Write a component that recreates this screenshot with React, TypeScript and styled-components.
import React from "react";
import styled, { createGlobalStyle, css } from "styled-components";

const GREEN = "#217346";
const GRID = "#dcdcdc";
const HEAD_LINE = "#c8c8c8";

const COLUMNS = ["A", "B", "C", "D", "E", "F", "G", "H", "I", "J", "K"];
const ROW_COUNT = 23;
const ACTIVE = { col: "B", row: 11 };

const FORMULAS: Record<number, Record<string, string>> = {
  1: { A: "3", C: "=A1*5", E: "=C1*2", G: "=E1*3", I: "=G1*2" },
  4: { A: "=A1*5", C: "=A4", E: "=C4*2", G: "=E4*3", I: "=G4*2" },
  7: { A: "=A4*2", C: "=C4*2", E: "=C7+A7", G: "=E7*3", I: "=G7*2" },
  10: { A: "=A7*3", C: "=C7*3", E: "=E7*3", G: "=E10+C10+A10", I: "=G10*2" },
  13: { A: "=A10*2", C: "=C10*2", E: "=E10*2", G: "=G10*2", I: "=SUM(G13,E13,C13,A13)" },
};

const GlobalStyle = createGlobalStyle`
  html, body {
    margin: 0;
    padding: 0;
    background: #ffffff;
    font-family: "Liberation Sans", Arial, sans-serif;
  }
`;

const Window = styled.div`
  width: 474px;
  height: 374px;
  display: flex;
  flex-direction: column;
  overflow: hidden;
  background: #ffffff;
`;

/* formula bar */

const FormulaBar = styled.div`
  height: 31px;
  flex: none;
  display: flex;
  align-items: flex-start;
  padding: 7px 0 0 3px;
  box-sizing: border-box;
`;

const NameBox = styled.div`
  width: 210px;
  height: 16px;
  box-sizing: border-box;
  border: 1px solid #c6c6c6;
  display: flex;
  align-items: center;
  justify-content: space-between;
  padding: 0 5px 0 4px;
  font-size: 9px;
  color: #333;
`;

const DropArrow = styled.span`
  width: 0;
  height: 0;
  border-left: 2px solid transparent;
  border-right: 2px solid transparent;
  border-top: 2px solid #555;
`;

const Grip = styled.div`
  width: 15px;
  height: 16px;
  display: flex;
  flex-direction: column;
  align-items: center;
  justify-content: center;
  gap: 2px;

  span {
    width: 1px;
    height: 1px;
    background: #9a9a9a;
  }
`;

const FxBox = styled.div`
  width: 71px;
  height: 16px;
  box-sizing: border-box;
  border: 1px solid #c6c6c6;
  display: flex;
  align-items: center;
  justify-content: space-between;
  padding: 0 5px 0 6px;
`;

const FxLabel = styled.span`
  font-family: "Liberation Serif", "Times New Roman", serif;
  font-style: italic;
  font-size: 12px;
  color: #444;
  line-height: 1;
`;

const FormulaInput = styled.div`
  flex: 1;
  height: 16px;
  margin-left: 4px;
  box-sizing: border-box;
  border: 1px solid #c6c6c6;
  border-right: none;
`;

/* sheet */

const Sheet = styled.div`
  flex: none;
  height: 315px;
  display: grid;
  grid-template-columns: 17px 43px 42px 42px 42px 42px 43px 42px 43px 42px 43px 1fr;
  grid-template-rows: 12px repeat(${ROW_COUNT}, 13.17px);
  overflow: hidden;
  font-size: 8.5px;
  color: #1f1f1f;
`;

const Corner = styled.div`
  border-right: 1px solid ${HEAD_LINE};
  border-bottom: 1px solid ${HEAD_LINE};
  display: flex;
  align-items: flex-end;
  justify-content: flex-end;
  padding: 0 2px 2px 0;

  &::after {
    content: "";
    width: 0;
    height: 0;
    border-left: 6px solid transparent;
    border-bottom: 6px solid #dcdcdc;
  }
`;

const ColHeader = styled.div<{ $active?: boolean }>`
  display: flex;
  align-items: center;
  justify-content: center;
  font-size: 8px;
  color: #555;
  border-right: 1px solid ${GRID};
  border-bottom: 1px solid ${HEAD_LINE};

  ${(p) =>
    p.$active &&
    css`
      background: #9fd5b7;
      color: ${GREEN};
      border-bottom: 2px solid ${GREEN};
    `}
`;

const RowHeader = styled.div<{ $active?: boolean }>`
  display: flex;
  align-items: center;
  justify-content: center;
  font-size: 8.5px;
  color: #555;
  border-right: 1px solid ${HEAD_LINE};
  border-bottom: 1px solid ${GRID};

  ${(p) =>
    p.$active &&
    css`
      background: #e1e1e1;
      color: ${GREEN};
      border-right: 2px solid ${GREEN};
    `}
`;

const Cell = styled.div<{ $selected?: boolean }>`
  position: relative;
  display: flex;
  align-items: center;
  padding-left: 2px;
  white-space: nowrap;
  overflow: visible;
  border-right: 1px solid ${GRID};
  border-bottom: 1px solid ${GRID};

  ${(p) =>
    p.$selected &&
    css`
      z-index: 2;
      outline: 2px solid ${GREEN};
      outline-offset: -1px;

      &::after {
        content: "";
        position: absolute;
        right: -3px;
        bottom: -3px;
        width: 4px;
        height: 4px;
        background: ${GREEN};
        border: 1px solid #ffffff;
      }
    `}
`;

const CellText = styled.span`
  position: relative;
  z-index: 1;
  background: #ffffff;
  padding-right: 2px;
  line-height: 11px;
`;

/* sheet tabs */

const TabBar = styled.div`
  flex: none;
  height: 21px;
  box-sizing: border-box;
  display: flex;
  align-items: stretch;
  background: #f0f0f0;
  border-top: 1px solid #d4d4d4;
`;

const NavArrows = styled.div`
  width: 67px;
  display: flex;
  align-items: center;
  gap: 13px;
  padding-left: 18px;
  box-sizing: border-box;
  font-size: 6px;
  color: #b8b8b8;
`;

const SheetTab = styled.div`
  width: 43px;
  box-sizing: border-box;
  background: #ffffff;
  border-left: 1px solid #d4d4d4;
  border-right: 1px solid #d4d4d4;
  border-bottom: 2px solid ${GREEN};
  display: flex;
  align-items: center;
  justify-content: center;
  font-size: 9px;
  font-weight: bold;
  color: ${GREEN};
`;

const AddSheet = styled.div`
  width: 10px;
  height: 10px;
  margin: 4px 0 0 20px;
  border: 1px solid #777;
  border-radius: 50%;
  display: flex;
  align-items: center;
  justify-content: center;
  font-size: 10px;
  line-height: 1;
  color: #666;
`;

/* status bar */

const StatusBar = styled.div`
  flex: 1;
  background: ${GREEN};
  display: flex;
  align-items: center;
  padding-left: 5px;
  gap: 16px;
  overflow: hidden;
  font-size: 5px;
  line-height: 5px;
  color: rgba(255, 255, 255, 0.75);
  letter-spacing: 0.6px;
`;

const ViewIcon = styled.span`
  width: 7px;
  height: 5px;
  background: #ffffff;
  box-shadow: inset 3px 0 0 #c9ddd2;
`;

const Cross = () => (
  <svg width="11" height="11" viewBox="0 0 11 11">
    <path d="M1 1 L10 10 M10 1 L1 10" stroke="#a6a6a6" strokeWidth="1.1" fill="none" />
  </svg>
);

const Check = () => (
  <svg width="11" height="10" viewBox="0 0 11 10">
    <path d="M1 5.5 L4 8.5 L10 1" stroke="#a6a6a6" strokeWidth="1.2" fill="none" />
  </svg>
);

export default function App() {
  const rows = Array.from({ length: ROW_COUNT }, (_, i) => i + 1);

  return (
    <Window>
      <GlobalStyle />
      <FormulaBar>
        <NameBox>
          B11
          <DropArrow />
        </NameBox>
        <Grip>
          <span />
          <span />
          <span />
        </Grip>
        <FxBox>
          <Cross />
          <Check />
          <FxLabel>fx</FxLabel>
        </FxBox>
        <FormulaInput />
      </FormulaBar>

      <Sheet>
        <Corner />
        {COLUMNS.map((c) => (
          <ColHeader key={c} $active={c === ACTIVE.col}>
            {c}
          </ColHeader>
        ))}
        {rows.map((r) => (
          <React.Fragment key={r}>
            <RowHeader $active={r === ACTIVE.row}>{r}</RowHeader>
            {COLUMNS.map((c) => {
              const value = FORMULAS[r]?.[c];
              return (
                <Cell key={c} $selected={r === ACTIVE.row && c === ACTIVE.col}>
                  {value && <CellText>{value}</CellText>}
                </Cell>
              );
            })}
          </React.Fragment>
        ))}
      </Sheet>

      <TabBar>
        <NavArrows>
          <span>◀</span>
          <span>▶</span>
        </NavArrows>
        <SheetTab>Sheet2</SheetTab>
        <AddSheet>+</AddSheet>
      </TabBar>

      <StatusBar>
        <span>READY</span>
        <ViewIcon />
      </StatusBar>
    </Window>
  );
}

# # # # #

Emit, unaltered, the lines from the top of the listing down through the line that holds "formula bar */"; emit nothing else.

REPLY =
Write a component that recreates this screenshot with React, TypeScript and styled-components.
import React from "react";
import styled, { createGlobalStyle, css } from "styled-components";

const GREEN = "#217346";
const GRID = "#dcdcdc";
const HEAD_LINE = "#c8c8c8";

const COLUMNS = ["A", "B", "C", "D", "E", "F", "G", "H", "I", "J", "K"];
const ROW_COUNT = 23;
const ACTIVE = { col: "B", row: 11 };

const FORMULAS: Record<number, Record<string, string>> = {
  1: { A: "3", C: "=A1*5", E: "=C1*2", G: "=E1*3", I: "=G1*2" },
  4: { A: "=A1*5", C: "=A4", E: "=C4*2", G: "=E4*3", I: "=G4*2" },
  7: { A: "=A4*2", C: "=C4*2", E: "=C7+A7", G: "=E7*3", I: "=G7*2" },
  10: { A: "=A7*3", C: "=C7*3", E: "=E7*3", G: "=E10+C10+A10", I: "=G10*2" },
  13: { A: "=A10*2", C: "=C10*2", E: "=E10*2", G: "=G10*2", I: "=SUM(G13,E13,C13,A13)" },
};

const GlobalStyle = createGlobalStyle`
  html, body {
    margin: 0;
    padding: 0;
    background: #ffffff;
    font-family: "Liberation Sans", Arial, sans-serif;
  }
`;

const Window = styled.div`
  width: 474px;
  height: 374px;
  display: flex;
  flex-direction: column;
  overflow: hidden;
  background: #ffffff;
`;

/* formula bar */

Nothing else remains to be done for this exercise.